New Allegations Against Would-Be Assassin John Hinckley
Thirty years after attempting to assassinate then-U.S. President Ronald Reagan and serious wounding James Brady, new allegations are coming forward about the status of John Hinckley's case.
Government lawyers told a federal judge Wednesday that the man who shot President Ronald Reagan in 1981 went to a bookstore recently where he perused books on Reagan and people who've tried to assassinate presidents.
The charges are important, because Hinckley's defense team has been pushing for more freedom.
Court filings from St. Elizabeth's hospital are private, but Hinckley's doctors and his attorney have publicly pushed many times for more freedom for the failed assassin.

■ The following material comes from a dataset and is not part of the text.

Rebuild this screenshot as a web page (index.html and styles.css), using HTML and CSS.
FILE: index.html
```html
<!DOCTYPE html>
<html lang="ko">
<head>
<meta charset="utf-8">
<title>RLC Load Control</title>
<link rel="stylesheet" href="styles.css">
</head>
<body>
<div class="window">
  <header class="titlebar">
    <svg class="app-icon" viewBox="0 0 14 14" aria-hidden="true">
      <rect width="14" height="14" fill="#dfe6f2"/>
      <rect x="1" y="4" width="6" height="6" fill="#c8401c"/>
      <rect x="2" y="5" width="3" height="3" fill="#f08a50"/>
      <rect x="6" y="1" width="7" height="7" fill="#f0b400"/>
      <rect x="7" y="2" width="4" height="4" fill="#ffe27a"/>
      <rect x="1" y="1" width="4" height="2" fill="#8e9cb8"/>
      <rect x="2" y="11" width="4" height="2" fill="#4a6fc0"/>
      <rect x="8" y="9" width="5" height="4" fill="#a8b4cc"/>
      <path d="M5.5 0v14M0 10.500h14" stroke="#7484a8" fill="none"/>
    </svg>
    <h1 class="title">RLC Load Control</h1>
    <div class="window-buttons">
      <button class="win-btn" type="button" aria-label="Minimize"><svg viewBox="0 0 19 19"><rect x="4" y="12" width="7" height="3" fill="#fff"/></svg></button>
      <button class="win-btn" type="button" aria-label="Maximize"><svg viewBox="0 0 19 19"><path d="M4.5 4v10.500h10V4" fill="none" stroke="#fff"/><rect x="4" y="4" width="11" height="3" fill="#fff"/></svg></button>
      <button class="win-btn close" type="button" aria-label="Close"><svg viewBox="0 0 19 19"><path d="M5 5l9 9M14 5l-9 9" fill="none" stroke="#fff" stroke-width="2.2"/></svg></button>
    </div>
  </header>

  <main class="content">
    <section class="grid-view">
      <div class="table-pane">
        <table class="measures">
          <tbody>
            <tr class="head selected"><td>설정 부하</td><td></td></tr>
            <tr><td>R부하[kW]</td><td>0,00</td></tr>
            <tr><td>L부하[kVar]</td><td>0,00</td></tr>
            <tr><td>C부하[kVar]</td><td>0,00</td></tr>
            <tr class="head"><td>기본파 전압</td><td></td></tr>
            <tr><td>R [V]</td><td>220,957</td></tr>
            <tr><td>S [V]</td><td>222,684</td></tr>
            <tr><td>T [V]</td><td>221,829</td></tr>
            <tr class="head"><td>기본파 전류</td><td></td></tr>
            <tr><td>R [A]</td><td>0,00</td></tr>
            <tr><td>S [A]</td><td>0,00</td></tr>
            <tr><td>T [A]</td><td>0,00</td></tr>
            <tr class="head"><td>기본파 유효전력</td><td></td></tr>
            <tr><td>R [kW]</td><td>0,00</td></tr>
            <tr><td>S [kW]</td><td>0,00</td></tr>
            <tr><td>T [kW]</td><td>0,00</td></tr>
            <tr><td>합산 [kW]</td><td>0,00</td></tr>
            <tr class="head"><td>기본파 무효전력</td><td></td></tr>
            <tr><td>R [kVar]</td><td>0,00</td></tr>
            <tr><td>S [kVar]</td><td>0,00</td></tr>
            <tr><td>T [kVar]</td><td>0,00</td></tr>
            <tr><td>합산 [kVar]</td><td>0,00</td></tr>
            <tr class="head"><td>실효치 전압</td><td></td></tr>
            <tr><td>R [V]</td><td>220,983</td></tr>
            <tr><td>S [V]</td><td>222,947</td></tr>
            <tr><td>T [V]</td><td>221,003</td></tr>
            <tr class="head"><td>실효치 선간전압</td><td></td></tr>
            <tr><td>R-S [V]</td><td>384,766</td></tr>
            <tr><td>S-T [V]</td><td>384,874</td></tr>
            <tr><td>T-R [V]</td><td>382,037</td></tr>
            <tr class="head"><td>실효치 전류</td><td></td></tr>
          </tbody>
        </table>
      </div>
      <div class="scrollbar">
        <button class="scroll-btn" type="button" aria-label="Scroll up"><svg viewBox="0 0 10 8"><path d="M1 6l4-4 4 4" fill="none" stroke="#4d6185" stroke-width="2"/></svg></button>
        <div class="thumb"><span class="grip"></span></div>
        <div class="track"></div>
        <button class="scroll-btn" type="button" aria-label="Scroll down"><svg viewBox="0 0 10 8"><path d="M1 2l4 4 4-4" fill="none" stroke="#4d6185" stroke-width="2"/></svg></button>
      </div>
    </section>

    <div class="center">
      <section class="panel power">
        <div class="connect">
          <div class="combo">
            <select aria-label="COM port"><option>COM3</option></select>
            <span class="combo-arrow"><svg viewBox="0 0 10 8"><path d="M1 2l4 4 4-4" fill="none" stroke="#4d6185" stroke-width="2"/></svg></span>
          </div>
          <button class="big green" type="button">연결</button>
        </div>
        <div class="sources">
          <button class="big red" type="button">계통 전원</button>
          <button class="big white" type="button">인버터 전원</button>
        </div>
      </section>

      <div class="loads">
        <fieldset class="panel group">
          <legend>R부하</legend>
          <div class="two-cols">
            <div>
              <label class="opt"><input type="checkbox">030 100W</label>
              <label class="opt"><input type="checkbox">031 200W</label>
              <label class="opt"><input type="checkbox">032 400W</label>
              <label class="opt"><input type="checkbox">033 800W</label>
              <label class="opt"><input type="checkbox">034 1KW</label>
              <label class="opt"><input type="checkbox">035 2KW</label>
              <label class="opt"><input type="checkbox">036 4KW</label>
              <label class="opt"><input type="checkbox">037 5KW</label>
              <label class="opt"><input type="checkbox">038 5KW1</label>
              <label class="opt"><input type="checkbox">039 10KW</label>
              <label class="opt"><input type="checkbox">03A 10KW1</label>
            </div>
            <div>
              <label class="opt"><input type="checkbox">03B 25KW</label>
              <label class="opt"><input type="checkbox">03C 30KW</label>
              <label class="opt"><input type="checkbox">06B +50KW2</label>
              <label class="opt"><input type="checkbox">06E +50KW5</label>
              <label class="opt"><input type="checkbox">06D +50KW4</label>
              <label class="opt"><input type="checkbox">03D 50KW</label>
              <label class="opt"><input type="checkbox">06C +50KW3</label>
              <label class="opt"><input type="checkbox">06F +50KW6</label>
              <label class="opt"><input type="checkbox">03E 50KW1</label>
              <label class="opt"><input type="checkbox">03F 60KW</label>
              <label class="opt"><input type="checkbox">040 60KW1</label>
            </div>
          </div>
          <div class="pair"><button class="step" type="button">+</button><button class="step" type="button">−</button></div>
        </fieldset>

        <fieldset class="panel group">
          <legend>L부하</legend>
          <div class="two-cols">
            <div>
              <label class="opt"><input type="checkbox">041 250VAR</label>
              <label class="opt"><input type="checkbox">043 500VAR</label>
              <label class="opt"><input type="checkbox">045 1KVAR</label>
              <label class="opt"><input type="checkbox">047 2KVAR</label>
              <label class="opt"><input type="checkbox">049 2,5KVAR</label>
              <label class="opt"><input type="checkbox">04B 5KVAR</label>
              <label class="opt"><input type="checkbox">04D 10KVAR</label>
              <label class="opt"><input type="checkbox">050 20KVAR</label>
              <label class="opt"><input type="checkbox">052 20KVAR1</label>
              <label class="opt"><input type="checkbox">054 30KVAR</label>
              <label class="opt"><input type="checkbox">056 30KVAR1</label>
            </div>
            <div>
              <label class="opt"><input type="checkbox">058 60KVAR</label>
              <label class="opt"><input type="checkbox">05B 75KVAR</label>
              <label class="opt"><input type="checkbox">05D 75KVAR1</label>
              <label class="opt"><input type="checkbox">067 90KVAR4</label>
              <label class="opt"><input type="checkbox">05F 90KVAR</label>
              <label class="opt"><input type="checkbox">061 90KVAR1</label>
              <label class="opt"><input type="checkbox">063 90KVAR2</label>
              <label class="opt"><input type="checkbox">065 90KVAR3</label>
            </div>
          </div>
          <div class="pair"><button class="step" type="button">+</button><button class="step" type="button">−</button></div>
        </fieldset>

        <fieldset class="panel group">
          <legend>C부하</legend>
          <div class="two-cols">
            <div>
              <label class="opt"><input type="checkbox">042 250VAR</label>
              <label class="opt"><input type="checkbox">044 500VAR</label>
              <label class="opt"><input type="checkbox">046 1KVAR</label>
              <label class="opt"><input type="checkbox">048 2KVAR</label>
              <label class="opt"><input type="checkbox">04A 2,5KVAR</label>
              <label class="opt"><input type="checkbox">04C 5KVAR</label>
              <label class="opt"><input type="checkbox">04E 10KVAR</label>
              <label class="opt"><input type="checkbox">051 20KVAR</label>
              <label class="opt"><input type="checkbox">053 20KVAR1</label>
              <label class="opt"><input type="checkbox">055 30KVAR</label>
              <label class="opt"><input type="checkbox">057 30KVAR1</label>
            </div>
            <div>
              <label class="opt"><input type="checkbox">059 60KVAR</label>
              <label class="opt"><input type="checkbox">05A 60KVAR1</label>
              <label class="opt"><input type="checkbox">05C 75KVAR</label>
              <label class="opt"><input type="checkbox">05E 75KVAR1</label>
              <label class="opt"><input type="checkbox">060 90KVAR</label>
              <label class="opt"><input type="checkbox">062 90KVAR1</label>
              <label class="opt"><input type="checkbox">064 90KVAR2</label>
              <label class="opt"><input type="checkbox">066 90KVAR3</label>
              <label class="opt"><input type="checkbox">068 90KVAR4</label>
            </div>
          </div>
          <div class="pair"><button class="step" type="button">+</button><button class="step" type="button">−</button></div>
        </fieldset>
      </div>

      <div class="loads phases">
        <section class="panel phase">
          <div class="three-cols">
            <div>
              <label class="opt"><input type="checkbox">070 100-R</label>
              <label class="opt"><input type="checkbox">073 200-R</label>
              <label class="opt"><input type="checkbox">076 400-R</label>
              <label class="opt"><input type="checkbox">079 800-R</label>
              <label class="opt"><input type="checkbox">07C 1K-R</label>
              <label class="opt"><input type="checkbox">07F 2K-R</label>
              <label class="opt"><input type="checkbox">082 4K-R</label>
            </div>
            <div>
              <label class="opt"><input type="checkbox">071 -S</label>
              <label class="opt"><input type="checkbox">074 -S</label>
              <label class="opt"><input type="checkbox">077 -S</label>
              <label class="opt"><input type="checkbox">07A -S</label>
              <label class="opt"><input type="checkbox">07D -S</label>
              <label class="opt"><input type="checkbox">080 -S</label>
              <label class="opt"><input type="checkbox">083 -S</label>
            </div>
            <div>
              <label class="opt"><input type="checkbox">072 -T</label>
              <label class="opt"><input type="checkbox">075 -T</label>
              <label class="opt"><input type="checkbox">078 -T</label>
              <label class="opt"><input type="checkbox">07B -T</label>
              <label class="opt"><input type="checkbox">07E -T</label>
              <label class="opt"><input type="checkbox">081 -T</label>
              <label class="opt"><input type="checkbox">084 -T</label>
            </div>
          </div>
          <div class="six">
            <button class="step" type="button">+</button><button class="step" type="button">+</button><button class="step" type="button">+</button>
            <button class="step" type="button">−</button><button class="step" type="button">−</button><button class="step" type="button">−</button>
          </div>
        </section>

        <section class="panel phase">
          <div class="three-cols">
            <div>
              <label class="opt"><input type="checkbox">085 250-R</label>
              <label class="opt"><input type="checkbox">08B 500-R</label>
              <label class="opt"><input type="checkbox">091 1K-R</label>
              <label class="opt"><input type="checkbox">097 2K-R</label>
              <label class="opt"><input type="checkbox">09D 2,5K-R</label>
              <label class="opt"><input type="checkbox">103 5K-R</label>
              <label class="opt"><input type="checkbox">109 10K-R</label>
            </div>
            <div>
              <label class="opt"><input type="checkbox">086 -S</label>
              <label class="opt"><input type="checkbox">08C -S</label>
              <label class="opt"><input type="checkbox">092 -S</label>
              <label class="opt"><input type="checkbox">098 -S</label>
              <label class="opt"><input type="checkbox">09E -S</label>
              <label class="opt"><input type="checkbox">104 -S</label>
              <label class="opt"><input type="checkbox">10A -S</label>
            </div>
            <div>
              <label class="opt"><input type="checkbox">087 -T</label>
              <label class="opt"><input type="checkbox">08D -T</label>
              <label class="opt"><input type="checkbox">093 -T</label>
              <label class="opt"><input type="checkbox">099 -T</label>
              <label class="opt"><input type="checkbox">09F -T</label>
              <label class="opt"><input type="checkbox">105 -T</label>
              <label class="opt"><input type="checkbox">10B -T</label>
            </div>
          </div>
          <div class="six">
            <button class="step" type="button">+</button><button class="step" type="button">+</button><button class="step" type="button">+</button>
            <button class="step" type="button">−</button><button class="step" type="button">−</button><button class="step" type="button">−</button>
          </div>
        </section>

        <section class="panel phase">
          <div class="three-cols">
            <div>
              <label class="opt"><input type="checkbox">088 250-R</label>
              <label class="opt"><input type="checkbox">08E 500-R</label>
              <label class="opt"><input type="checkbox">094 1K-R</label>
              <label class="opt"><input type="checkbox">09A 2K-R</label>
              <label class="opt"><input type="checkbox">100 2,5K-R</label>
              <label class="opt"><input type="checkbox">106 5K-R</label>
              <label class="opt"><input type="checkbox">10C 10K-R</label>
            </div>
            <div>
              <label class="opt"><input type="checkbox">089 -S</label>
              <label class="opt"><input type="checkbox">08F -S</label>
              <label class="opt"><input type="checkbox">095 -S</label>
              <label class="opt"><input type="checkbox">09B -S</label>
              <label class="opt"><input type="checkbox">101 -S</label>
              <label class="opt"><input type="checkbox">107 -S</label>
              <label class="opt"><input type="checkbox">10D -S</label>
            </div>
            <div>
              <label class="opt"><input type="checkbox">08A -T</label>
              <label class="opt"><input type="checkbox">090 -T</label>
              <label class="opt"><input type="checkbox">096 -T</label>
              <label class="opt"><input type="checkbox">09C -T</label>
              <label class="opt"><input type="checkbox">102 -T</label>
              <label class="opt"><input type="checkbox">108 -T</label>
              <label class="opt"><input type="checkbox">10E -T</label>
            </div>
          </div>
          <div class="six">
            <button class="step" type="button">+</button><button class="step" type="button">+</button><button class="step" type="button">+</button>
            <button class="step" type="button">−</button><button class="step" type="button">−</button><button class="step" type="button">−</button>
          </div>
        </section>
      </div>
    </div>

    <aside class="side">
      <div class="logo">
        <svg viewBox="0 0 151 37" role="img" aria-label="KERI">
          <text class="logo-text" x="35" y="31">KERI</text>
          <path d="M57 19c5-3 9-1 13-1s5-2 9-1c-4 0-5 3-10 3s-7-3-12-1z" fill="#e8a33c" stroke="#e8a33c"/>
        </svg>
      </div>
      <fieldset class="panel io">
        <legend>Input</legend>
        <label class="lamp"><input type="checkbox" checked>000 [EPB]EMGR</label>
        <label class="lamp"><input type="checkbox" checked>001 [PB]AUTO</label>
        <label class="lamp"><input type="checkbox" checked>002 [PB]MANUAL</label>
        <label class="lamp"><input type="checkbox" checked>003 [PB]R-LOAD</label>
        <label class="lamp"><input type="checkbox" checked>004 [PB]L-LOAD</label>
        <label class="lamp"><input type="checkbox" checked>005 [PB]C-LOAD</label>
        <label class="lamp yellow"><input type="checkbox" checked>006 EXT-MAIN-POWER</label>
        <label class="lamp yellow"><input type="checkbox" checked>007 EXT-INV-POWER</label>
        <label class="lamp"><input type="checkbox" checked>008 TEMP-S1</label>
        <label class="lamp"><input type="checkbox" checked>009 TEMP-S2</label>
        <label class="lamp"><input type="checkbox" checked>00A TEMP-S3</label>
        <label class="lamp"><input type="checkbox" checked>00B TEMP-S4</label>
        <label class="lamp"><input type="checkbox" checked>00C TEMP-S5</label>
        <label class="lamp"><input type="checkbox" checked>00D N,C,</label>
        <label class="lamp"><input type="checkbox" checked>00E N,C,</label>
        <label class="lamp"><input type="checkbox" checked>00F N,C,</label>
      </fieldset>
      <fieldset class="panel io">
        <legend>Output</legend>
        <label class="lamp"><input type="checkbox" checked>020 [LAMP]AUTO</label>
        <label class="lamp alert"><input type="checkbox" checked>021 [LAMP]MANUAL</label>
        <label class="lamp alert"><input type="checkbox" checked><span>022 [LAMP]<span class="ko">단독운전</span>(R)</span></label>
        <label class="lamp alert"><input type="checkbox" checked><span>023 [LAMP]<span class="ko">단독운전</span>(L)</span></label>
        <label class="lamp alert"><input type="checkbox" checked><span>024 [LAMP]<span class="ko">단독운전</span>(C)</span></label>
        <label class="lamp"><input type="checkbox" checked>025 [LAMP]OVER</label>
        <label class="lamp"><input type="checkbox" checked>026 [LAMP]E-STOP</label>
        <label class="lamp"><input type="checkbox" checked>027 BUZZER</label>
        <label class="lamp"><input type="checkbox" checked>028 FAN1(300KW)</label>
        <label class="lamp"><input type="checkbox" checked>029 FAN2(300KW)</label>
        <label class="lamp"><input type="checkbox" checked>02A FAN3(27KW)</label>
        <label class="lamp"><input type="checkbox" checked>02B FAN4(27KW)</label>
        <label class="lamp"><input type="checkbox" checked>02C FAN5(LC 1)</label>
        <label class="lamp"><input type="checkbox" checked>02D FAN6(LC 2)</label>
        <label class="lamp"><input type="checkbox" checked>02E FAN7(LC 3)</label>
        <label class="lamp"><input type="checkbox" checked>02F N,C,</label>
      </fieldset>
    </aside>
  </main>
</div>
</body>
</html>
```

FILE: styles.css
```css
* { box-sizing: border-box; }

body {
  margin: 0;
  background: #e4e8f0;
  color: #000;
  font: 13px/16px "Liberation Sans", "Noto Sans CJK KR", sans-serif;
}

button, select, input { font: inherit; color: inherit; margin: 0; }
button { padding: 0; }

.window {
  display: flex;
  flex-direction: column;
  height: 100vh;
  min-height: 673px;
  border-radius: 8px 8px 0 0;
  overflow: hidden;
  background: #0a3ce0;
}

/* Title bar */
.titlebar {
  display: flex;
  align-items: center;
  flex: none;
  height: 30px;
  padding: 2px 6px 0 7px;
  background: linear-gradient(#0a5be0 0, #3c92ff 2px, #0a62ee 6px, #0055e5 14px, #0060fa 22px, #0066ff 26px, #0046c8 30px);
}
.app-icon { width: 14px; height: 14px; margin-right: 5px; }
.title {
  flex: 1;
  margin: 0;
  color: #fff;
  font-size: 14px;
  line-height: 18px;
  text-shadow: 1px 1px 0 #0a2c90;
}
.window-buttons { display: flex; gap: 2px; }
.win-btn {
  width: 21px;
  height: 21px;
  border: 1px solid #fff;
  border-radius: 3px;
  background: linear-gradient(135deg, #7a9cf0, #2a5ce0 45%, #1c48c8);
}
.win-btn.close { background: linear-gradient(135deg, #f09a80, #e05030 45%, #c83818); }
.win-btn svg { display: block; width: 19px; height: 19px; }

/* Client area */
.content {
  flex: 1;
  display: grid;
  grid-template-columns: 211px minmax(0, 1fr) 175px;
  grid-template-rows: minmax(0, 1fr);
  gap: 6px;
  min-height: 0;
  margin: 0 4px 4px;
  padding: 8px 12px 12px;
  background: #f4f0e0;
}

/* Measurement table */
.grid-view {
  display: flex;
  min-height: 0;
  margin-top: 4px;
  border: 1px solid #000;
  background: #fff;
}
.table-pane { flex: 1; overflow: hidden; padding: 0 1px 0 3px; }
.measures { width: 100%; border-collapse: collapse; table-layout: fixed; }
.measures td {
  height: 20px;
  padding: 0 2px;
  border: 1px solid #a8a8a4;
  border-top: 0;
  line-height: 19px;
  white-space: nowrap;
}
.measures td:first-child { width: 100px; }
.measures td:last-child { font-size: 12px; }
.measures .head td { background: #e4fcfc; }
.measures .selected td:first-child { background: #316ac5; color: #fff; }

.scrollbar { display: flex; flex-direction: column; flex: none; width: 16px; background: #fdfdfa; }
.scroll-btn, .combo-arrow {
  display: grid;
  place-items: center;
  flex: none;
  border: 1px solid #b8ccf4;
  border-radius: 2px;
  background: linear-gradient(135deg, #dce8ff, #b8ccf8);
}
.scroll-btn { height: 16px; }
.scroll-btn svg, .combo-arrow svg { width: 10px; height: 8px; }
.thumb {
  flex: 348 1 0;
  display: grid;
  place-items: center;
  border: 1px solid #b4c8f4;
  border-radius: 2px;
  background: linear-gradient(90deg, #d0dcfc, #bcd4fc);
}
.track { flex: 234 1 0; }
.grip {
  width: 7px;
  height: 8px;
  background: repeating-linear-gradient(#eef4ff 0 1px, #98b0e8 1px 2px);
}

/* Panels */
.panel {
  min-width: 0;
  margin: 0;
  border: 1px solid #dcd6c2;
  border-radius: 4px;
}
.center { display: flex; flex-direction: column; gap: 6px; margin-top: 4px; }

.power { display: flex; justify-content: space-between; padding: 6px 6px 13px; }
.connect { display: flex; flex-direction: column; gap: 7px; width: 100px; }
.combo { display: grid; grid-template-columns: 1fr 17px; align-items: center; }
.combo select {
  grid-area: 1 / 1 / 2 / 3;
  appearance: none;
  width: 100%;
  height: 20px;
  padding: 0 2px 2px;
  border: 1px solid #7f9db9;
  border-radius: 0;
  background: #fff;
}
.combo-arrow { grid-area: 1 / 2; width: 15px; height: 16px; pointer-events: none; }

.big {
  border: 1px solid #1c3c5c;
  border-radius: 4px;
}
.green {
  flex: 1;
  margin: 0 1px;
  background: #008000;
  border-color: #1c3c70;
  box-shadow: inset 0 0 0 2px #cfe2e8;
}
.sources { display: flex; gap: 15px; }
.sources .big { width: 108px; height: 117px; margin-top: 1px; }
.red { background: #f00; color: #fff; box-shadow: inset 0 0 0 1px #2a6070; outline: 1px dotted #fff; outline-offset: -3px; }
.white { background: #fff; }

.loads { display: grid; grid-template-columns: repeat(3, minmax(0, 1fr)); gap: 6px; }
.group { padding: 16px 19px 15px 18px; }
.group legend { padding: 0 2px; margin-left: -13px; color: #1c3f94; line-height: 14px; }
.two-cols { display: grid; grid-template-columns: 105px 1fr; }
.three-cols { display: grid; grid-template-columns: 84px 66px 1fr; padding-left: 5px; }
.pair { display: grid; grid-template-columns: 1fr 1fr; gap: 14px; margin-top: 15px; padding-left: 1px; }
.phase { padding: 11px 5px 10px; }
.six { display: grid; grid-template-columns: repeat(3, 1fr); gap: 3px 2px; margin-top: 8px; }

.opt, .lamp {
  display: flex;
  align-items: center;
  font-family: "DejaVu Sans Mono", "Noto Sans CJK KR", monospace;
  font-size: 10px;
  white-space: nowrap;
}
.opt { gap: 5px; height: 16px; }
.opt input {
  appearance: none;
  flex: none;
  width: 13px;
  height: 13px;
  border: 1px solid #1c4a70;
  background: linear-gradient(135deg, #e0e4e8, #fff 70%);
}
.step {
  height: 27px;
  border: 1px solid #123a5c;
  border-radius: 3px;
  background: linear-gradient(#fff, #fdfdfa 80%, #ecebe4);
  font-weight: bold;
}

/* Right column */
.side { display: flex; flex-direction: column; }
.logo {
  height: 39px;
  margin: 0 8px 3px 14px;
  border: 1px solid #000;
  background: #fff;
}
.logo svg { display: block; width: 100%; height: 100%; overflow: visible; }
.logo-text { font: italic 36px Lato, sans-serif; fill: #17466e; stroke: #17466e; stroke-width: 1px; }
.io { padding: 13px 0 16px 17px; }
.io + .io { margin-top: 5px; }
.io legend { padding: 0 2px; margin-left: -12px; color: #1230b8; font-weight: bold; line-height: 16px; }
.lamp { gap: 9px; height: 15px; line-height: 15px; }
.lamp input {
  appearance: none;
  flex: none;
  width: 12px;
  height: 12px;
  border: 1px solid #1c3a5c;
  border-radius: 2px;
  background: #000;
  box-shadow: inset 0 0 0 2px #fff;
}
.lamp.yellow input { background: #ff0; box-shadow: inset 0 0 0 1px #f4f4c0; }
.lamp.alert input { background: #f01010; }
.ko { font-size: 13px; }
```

Most recently, they were able to secure for Hinckely a number of 10-day visits with his 85-year-old mom. Now, hospital officials want to increase his departures from the institution to 17- to 24-days at a time.
Hospital administrators say if those visits go well, they -- not the court -- should be allowed to decide whether Hinckley can be released to go live with his mother permanently.
But prosecutors say that this most recent incident only demonstrates the unstability Hinckley still demonstrates after 30 years.
Prosecutors who want to ensure that John Hinckley Jr., is not released from a mental hospital told the court that Hinckley is deceptive and unstable. They said Secret Service agents who tracked Hinckley during a visit to his mom's home followed Hinckley when he was supposed to be seeing a movie. Instead, he went to a bookstore across from the theater.
Hinckley "has a long history of deception," they said, and "does whatever he wants and thinks he can get away with it."